__Given instruction__. Write out exactly the lines between the line containing "Emit a component" and the line containing "import React from 'react';", including both of those lines, and nothing more.

__Supplied entries__.
+---+
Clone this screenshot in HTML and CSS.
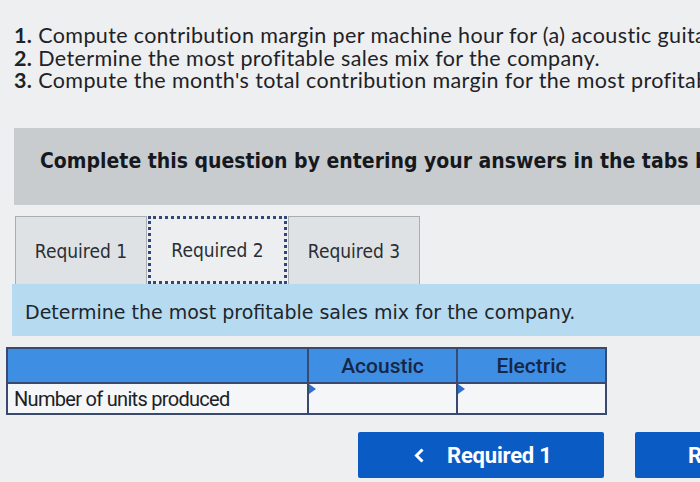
+---+
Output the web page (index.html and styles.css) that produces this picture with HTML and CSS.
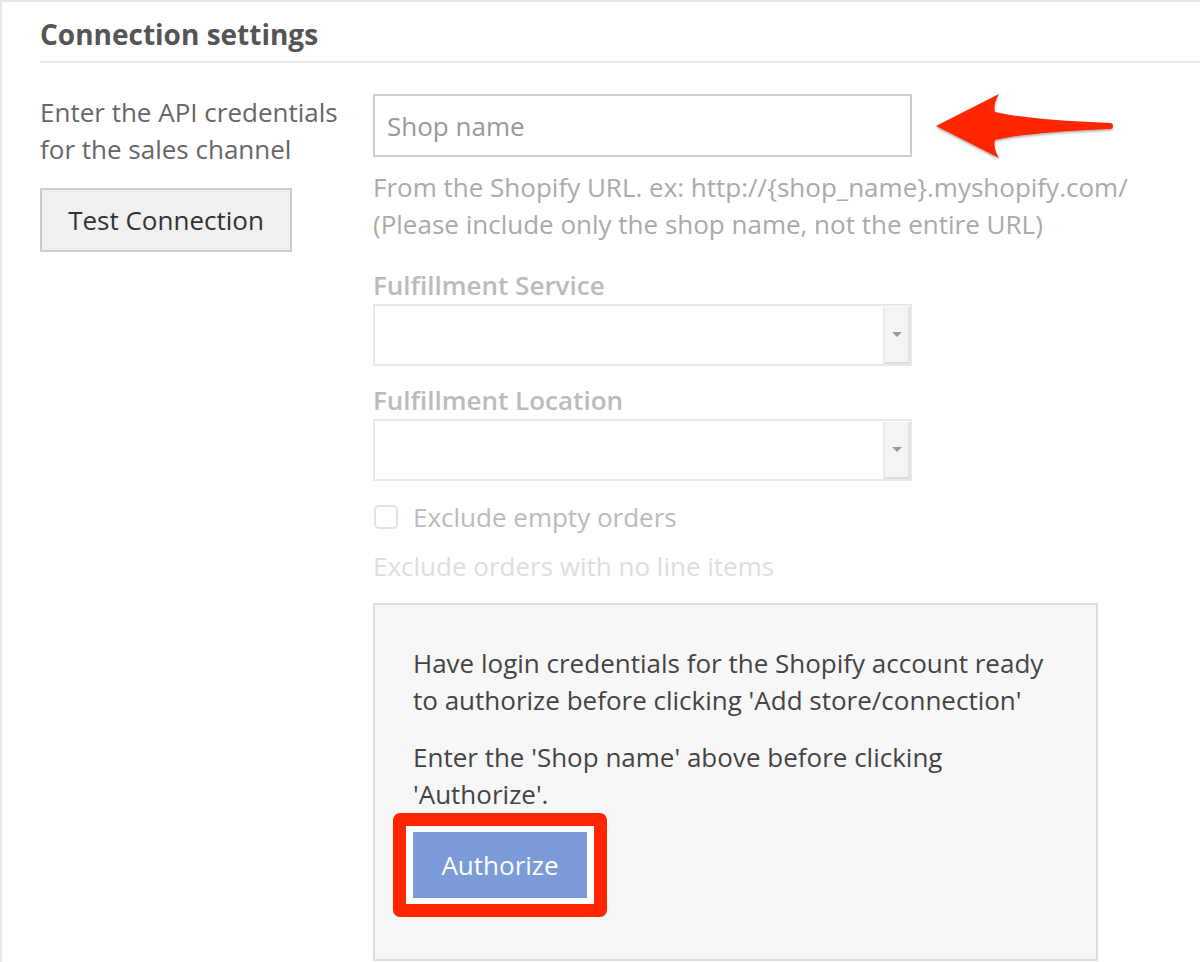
+---+
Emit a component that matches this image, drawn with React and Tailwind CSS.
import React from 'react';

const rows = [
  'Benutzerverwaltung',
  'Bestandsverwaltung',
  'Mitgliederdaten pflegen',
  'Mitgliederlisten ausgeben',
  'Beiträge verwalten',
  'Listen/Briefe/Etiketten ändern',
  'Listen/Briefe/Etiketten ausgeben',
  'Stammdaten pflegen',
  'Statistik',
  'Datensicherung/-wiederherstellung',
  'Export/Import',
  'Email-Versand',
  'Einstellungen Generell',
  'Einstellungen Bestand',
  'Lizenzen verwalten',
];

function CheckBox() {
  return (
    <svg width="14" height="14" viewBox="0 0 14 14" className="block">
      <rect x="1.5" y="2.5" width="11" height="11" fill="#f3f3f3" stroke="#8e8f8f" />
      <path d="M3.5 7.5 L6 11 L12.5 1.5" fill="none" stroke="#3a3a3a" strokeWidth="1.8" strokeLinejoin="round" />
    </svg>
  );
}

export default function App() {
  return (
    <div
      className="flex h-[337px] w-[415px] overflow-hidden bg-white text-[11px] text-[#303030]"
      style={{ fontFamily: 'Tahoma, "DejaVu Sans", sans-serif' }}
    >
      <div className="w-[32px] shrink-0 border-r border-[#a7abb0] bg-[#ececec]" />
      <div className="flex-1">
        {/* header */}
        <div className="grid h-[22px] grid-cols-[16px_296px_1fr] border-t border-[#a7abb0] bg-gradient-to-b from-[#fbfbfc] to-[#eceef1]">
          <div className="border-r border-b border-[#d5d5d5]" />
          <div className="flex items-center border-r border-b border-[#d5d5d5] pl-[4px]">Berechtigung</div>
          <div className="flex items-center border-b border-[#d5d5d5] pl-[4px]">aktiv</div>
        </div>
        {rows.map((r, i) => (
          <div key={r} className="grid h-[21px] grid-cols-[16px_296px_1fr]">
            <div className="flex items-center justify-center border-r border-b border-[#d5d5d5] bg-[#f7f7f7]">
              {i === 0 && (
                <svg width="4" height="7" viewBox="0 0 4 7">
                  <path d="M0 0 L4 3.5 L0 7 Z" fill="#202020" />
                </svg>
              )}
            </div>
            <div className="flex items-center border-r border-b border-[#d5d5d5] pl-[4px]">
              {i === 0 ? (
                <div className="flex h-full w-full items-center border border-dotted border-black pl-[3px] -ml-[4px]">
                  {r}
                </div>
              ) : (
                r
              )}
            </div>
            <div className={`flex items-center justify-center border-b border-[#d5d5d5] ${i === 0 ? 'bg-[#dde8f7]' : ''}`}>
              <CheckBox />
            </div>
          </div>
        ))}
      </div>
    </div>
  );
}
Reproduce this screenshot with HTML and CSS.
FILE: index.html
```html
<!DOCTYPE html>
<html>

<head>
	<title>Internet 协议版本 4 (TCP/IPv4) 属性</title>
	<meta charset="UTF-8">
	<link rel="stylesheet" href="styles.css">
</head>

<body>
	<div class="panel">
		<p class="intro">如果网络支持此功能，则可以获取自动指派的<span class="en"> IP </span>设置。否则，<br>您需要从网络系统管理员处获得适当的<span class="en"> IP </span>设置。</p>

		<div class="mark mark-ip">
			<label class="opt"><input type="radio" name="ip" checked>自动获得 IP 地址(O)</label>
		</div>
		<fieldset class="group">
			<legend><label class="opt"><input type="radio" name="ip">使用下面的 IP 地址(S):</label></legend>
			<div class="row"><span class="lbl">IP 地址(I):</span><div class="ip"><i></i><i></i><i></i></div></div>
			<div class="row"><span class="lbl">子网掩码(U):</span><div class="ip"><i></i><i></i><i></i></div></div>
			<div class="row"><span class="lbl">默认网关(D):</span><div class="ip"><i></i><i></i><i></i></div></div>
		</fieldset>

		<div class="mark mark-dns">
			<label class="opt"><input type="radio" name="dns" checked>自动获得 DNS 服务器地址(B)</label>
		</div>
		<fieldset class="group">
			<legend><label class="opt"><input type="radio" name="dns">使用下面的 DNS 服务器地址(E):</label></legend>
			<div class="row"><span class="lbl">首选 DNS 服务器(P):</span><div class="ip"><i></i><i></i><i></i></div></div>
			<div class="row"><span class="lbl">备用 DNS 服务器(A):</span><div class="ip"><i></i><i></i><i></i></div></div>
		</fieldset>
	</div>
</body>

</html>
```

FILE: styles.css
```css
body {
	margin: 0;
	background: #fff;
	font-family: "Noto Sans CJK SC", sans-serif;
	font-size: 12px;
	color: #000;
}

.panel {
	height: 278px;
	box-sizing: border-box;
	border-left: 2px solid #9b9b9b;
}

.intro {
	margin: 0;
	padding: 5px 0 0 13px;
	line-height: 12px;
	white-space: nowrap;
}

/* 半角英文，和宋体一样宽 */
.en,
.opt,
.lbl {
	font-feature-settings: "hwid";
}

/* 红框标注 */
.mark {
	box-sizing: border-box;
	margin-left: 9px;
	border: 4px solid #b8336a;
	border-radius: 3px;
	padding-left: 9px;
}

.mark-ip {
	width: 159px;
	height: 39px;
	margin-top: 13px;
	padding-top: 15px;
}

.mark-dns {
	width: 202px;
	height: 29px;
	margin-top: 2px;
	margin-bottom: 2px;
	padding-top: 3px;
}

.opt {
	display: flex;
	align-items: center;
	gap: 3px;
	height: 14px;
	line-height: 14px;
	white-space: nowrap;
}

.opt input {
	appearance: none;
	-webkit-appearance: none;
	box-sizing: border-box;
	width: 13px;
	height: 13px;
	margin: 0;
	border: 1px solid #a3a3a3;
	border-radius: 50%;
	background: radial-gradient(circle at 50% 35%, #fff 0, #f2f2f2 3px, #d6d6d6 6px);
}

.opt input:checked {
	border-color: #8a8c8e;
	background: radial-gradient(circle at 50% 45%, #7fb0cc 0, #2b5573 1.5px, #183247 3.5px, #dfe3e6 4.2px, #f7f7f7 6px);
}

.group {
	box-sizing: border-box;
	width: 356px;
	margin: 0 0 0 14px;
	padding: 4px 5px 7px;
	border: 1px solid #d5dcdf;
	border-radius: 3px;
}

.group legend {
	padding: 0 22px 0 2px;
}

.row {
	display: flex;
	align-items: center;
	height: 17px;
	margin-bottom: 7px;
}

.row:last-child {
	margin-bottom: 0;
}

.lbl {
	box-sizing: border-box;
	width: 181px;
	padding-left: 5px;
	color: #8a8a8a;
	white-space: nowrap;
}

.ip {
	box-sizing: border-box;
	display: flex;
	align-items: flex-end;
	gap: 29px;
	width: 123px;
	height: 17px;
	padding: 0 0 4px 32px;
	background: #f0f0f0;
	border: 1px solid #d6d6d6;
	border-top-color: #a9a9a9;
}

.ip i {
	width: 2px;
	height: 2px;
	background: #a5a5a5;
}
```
+---+
__The reply__.
Emit a component that matches this image, drawn with React and Tailwind CSS.
import React from 'react';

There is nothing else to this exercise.